> WHAT YOU NEED TO DO
Pull out every line of the listing below where "components" appears.

> DATASET EXCERPTS
START

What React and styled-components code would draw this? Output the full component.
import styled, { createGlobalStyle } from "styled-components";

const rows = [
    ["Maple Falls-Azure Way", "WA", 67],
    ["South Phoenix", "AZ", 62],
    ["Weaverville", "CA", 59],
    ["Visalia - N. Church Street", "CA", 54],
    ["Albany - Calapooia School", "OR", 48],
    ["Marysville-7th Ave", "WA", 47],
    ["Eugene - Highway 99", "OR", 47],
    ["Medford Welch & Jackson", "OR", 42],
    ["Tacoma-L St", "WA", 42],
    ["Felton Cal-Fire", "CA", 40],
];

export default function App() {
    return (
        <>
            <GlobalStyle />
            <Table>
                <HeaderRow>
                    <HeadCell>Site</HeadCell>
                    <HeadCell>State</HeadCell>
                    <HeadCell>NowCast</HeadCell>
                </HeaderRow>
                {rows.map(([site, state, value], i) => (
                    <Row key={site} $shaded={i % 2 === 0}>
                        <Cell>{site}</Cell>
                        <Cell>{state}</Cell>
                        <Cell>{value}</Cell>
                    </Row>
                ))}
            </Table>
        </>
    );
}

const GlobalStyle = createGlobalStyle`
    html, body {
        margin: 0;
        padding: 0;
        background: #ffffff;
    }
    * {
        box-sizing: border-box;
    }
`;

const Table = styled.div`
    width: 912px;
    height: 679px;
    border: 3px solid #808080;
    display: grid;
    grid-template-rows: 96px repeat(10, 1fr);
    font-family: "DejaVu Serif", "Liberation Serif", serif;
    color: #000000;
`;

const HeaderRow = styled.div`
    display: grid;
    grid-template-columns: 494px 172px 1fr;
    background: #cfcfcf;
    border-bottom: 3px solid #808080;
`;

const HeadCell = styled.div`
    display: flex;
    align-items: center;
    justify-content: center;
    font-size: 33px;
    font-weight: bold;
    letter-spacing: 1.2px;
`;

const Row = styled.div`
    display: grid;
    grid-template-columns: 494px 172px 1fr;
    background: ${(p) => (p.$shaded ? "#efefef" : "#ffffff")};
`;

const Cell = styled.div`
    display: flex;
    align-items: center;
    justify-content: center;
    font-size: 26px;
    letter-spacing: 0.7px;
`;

END
START

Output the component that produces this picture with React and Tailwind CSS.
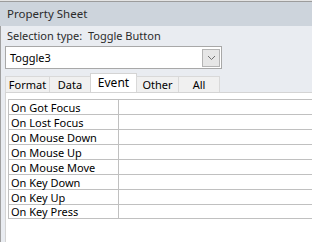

END

> SOLUTION FOR THIS PROBLEM
What React and styled-components code would draw this? Output the full component.
import styled, { createGlobalStyle } from "styled-components";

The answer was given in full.